Bob has limped since the accident; if Bob has limped since the accident he must have been injured in the accident; thus Bob was injured in the accident.

Summary

Critical thinking and sophisticated reasoning requires an understanding of how logical arguments work.

An argument is a set of reasons for or against a conclusion that attempts to establish that either the conclusion is true of false. Arguments can have any number of steps or inferences. The order of the steps is called the structure of an argument. An argument map is a graphical representation of the structure of an argument. Arguments are made up of claims.

A claim is a statement that can either be true or false. In an argument map a claim is represented in a white box.

A conclusion or contention is a claim that is being supported by reasons. In an argument map, the main conclusion is placed at the top of the map, but an argument can contain any number of “intermediate” conclusions lower the map.

A premise is a claim that is offered in support of a conclusion.

A reason is a set of premises that work together logically in support of a conclusion. General, a single premise itself does not imply a conclusion, so most premises will be part of a reason with other premises. Mapping an argument and individuating reasons shows us which premises work together to form a reason and hence need to be acceptable for that reason to establish its conclusion. In an argument map a reason is represented by a green box that groups the premises together and line that connects to the conclusion.

An objection is a reason against the conclusion. In an argument map, objections are represented by red boxes and lines. (Please note that for ease of communication we will often use the word “reason” to refer to both reasons for and against a claim, i.e. the positive reasons that support it and the objections that oppose it.)

In the context of argument mapping, we often use the word ‘inference‘ to refer to a reason and its conclusion. Argument evaluation takes place at the level of these inferences or steps, so it’s important to be able to refer to them. In an argument map, the green and red lines connecting reasons and objections to conclusions so the inferences. Argument maps contain reference numbers that can be used to refer to specific references easily when pointing is not possible. e.g. “There is a fallacy in the inference 2A to 1A-a”. We can also use the term ‘argument unit‘ to refer to a conclusion and its reason.

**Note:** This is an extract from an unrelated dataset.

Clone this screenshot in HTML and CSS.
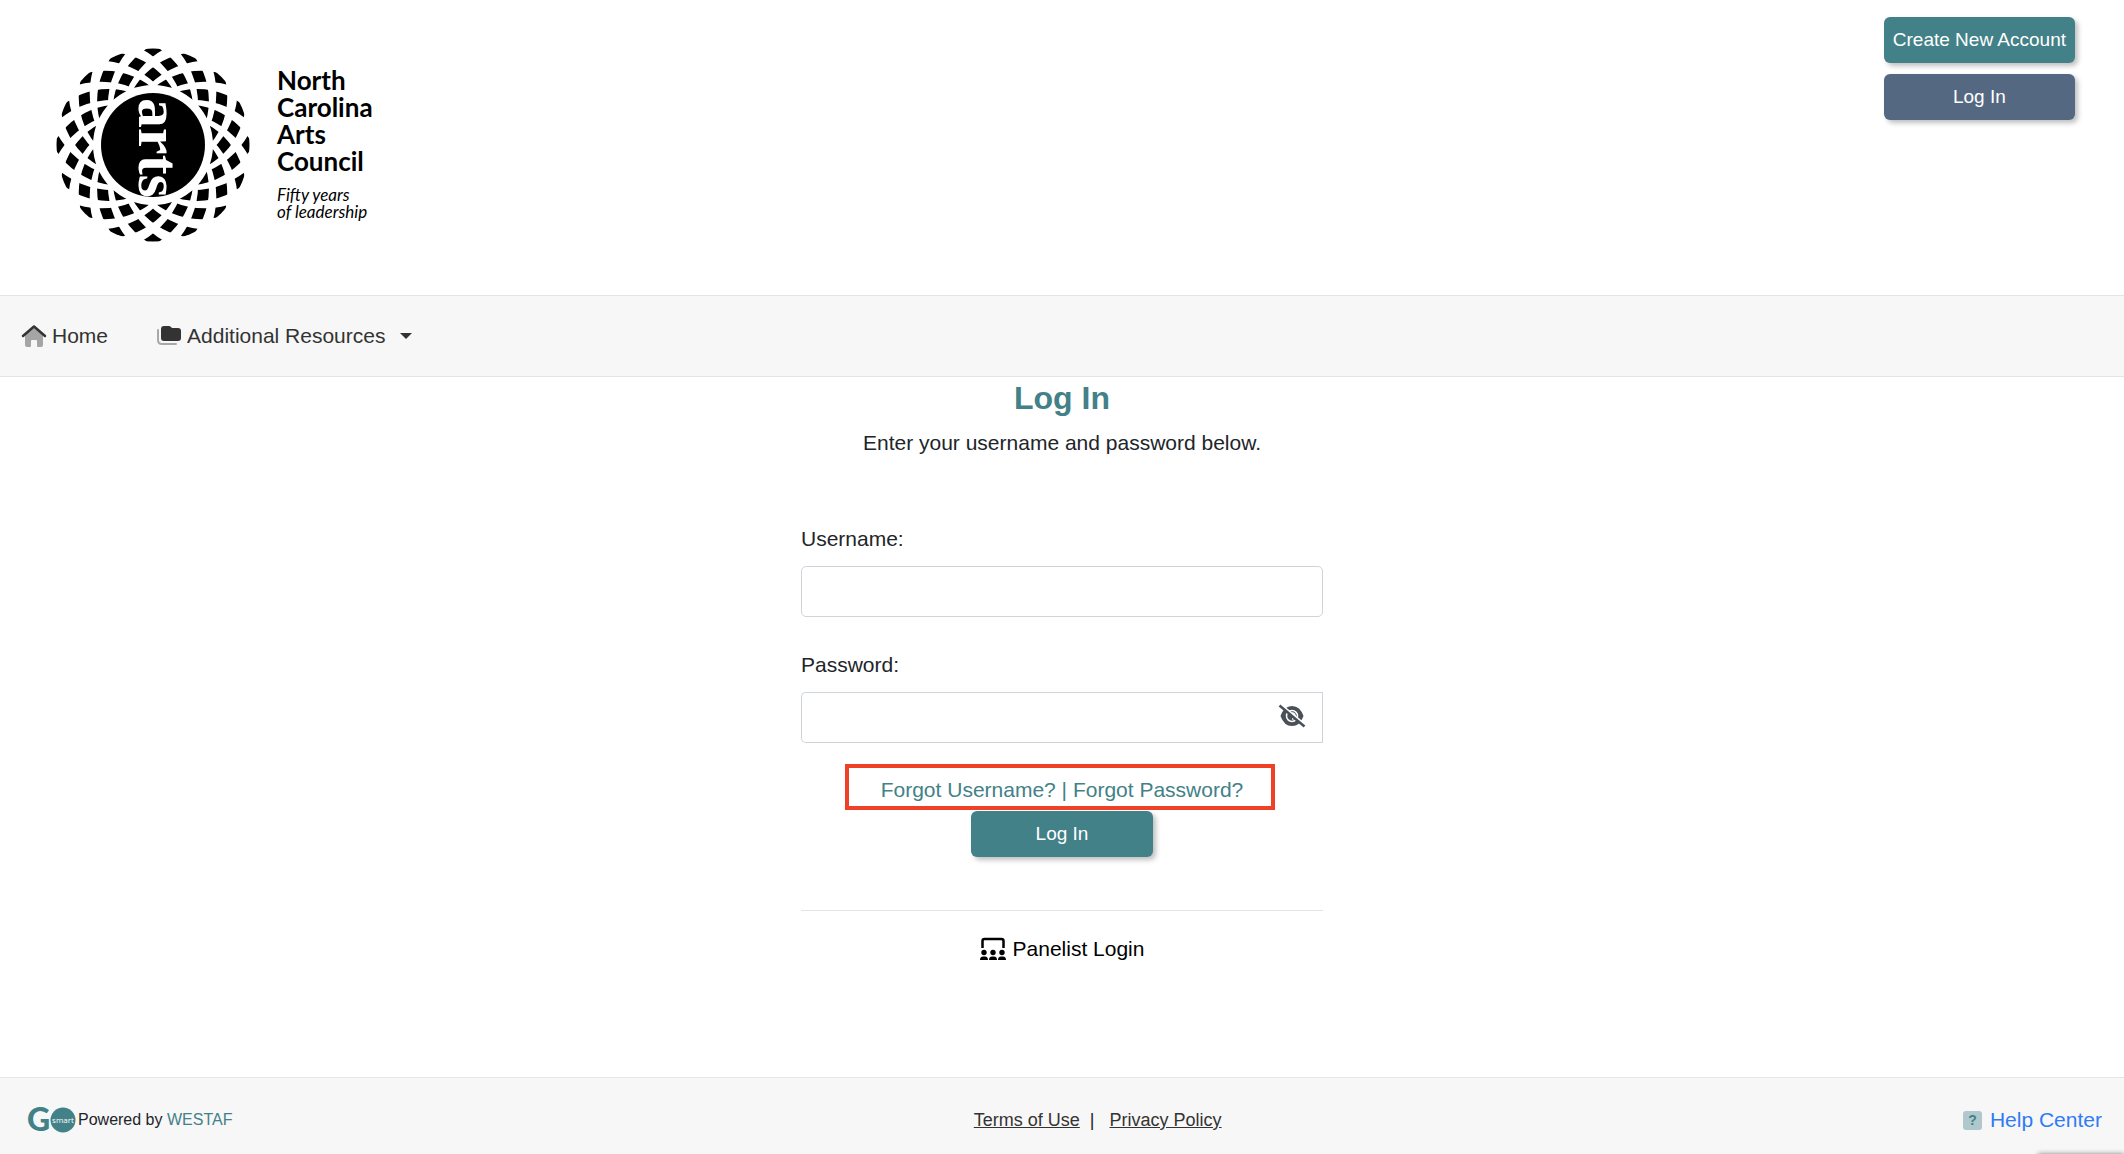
FILE: index.html
```html
<!DOCTYPE html>
<html lang="en">

<head>
    <meta charset="utf-8">
    <title>Log In</title>
    <link rel="stylesheet" href="styles.css">
</head>

<body>

    <!-- Logo and account buttons -->
    <header class="header">
        <a href="#" class="brand">
            <svg class="brand-mark" viewBox="-98 -98 196 196" aria-hidden="true">
                <defs>
                    <clipPath id="disc"><circle r="52" /></clipPath>
                    <clipPath id="wheel"><circle r="98" /></clipPath>
                    <!-- ring that gets thicker towards the rim -->
                    <path id="ring" fill-rule="evenodd" d="M-84.750 56a84.750 84.750 0 1 0 169.500 0a84.750 84.750 0 1 0 -169.500 0zM-74.250 48a74.250 74.250 0 1 0 148.500 0a74.250 74.250 0 1 0 -148.500 0z" />
                    <g id="rings">
                        <use href="#ring" />
                        <use href="#ring" transform="rotate(90)" />
                        <use href="#ring" transform="rotate(180)" />
                        <use href="#ring" transform="rotate(270)" />
                    </g>
                </defs>
                <circle r="96.500" />
                <g clip-path="url(#wheel)" fill="#fff">
                    <use href="#rings" />
                    <use href="#rings" transform="rotate(22.5)" />
                    <use href="#rings" transform="rotate(45)" />
                    <use href="#rings" transform="rotate(67.5)" />
                </g>
                <circle r="60" fill="#fff" />
                <circle r="52" />
                <g clip-path="url(#disc)">
                    <text class="brand-arts" transform="rotate(90)" x="-47" y="14">arts</text>
                </g>
            </svg>
            <span class="brand-text">
                <span class="brand-name">North<br>Carolina<br>Arts<br>Council</span>
                <span class="brand-tag">Fifty years<br>of leadership</span>
            </span>
        </a>
        <div class="account">
            <button type="button" class="btn">Create New Account</button>
            <button type="button" class="btn btn-alt">Log In</button>
        </div>
    </header>

    <nav class="nav">
        <a href="#" class="nav-link">
            <svg width="26" height="24" viewBox="0 0 26 24" aria-hidden="true">
                <path d="M4 11 13 4l9 7v10q0 2-2 2h-3q-1 0-1-1v-5q0-1-1-1h-4q-1 0-1 1v5q0 1-1 1H6q-2 0-2-2z" fill="#a5a5a5" />
                <path d="M2 12 13 2.500l11 9.500" fill="none" stroke="#333" stroke-width="2.500" stroke-linecap="round" stroke-linejoin="round" />
            </svg>
            Home
        </a>
        <a href="#" class="nav-link">
            <svg width="26" height="24" viewBox="0 0 26 24" aria-hidden="true">
                <path d="M2 6v10q0 4 4 4h14" fill="none" stroke="#a8a8a8" stroke-width="2" stroke-linecap="round" />
                <path d="M8 2h5q1 0 2 1l1 1h6q3 0 3 3v7q0 3-3 3H8q-3 0-3-3V5q0-3 3-3z" fill="#333" />
            </svg>
            Additional Resources
            <span class="caret"></span>
        </a>
    </nav>

    <main class="login">
        <h1>Log In</h1>
        <p class="intro">Enter your username and password below.</p>

        <form class="login-form">
            <label for="username">Username:</label>
            <input type="text" id="username" class="field">

            <label for="password">Password:</label>
            <div class="password">
                <input type="password" id="password" class="field">
                <button type="button" class="eye" aria-label="Show password">
                    <svg width="28" height="24" viewBox="0 0 28 24" aria-hidden="true">
                        <path d="M2.500 12Q6 2 14 2t11.500 10q-3.500 10-11.500 10T2.500 12z" fill="#495057" />
                        <circle cx="14" cy="12" r="5.500" fill="none" stroke="#fff" stroke-width="1.500" />
                        <path d="M14 9a3 3 0 0 1 0 6" fill="none" stroke="#fff" stroke-width="1.500" />
                        <path d="M3 .5 27 20.500" stroke="#fff" stroke-width="2" />
                        <path d="M1.500 1.500 26.500 22.500" stroke="#495057" stroke-width="2.500" />
                    </svg>
                </button>
            </div>

            <div class="forgot">
                <a href="#">Forgot Username?</a> | <a href="#">Forgot Password?</a>
                <span class="highlight"></span>
            </div>
            <button type="button" class="btn btn-submit">Log In</button>
        </form>

        <a href="#" class="panelist">
            <svg width="26" height="24" viewBox="0 0 26 24" aria-hidden="true">
                <path d="M2.500 11V4q0-2 2-2h17q2 0 2 2v7" fill="none" stroke="#000" stroke-width="2.500" />
                <circle cx="4" cy="15.500" r="2.700" />
                <circle cx="13" cy="15.500" r="2.700" />
                <circle cx="22" cy="15.500" r="2.700" />
                <path d="M0 23q0-3.500 3-3.500h2q3 0 3 3.500zM9 23q0-3.500 3-3.500h2q3 0 3 3.500zM18 23q0-3.500 3-3.500h2q3 0 3 3.500z" />
            </svg>
            Panelist Login
        </a>
    </main>

    <footer class="footer">
        <div class="powered">
            <svg class="go-logo" width="50" height="30" viewBox="0 0 50 30" aria-hidden="true">
                <text class="go-g" x="0" y="26">G</text>
                <circle cx="36" cy="15" r="12.500" fill="#428188" />
                <text class="go-smart" x="36" y="18">smart</text>
            </svg>
            <span>Powered by <a href="#">WESTAF</a></span>
        </div>
        <div class="legal">
            <a href="#">Terms of Use</a>
            <span>|</span>
            <a href="#">Privacy Policy</a>
        </div>
        <a href="#" class="help">
            <span class="help-icon">?</span>
            Help Center
        </a>
    </footer>

    <!-- Top edge of the badge docked under the window -->
    <div class="docked"></div>

</body>

</html>
```

FILE: styles.css
```css
* {
    box-sizing: border-box;
}

body {
    display: flex;
    flex-direction: column;
    min-height: 100vh;
    margin: 0;
    font-family: "Liberation Sans", Arial, sans-serif;
    font-size: 21px;
    line-height: 32px;
    color: #212529;
    background-color: white;
}

a {
    color: #428188;
    text-decoration: none;
}

.header {
    display: flex;
    justify-content: space-between;
    align-items: flex-start;
    padding: 17px 49px 52px 55px;
}

.brand {
    display: flex;
    gap: 26px;
    padding-top: 30px;
    color: black;
}

.brand-mark {
    width: 196px;
    height: 196px;
}

.brand-arts {
    font-family: "Liberation Serif", serif;
    font-size: 60px;
    font-weight: bold;
    fill: white;
}

.brand-text {
    padding-top: 20px;
    font-family: Lato, sans-serif;
}

.brand-name {
    display: block;
    font-size: 26px;
    font-weight: bold;
    line-height: 27px;
}

.brand-tag {
    display: block;
    margin-top: 11px;
    font-size: 17px;
    font-style: italic;
    line-height: 17px;
}

.account {
    display: flex;
    flex-direction: column;
    gap: 11px;
}

.btn {
    height: 46px;
    padding: 0 9px;
    font-family: inherit;
    font-size: 19px;
    color: white;
    background-color: #428188;
    border: none;
    border-radius: 6px;
    box-shadow: 3px 3px 5px rgba(0, 0, 0, 0.25);
}

.btn-alt {
    background-color: #556882;
}

.nav {
    display: flex;
    gap: 48px;
    padding: 24px 21px;
    background-color: #f7f7f7;
    border-top: 1px solid #e5e5e5;
    border-bottom: 1px solid #e5e5e5;
}

.nav-link {
    display: flex;
    align-items: center;
    gap: 5px;
    color: #333;
}

.caret {
    margin-left: 10px;
    border-top: 6px solid #333;
    border-left: 6px solid transparent;
    border-right: 6px solid transparent;
}

.login {
    display: flex;
    flex-direction: column;
    align-items: center;
    flex: 1;
    padding-top: 2px;
}

h1 {
    margin: 0;
    font-size: 32px;
    line-height: 38px;
    color: #428188;
}

.intro {
    margin: 10px 0 0;
}

.login-form {
    display: flex;
    flex-direction: column;
    width: 100%;
    max-width: 522px;
    margin-top: 32px;
    padding-bottom: 53px;
    border-bottom: 1px solid #e3e3e3;
}

label {
    margin-top: 32px;
    margin-bottom: 11px;
}

.field {
    width: 100%;
    height: 51px;
    padding: 8px 16px;
    font-family: inherit;
    font-size: 21px;
    border: 1px solid #ced4da;
    border-radius: 5px;
}

.password {
    display: flex;
}

.password .field {
    border-right: none;
    border-radius: 5px 0 0 5px;
}

.eye {
    display: flex;
    align-items: center;
    padding: 0 16px 4px;
    background-color: white;
    border: 1px solid #ced4da;
    border-left: none;
}

.forgot {
    position: relative;
    align-self: center;
    margin-top: 31px;
    color: #428188;
}

.highlight {
    position: absolute;
    top: -10px;
    right: -32px;
    bottom: -4px;
    left: -36px;
    border: 4px solid #ef4128;
    pointer-events: none;
}

.btn-submit {
    align-self: center;
    width: 182px;
    margin-top: 5px;
}

.panelist {
    display: flex;
    align-items: center;
    gap: 7px;
    margin-top: 22px;
    color: black;
}

.footer {
    display: flex;
    justify-content: space-between;
    align-items: center;
    padding: 26px 22px 18px 27px;
    background-color: #f7f7f7;
    border-top: 1px solid #e5e5e5;
}

.powered {
    display: flex;
    align-items: center;
    gap: 1px;
    font-size: 16px;
}

.go-logo {
    overflow: visible;
}

.go-g {
    font-family: Lato, sans-serif;
    font-size: 32px;
    font-weight: 900;
    fill: #428188;
}

.go-smart {
    font-family: "Open Sans", sans-serif;
    font-size: 8px;
    text-anchor: middle;
    fill: white;
}

.legal {
    display: flex;
    gap: 10px;
    font-size: 18px;
}

.legal span {
    margin-right: 5px;
}

.legal a {
    color: #333;
    text-decoration: underline;
}

.help {
    display: flex;
    align-items: center;
    gap: 8px;
    color: #2f7bf6;
}

.help-icon {
    width: 19px;
    height: 19px;
    font-size: 14px;
    font-weight: bold;
    line-height: 19px;
    text-align: center;
    color: #428188;
    background-color: #afc8cb;
    border-radius: 3px;
}

.docked {
    position: fixed;
    right: 0;
    bottom: -60px;
    width: 86px;
    height: 60px;
    box-shadow: 0 0 5px gray;
}
```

Argument signposting is the words in the argumentative text such as “therefore” and “because” that tells the reader what the intended argument structure is. It can be useful to pay attention to the signposting when mapping an argument, but aren’t included in the argument itself because they are replaced by the lines indicating the argument structure.

Practice

Most of the lessons will have two types of practice.

  1. Brief quizzes on some of the key points raised in the lesson.
  2. Argument mapping practice activities of variously levels of challenge.

It is the argument mapping practice where you will hone your skills and understanding, and the reading and quizzes are primarily to help you understand these mapping activities. If you are comfortable with the concepts covered in the text, the quizzes can be skipped.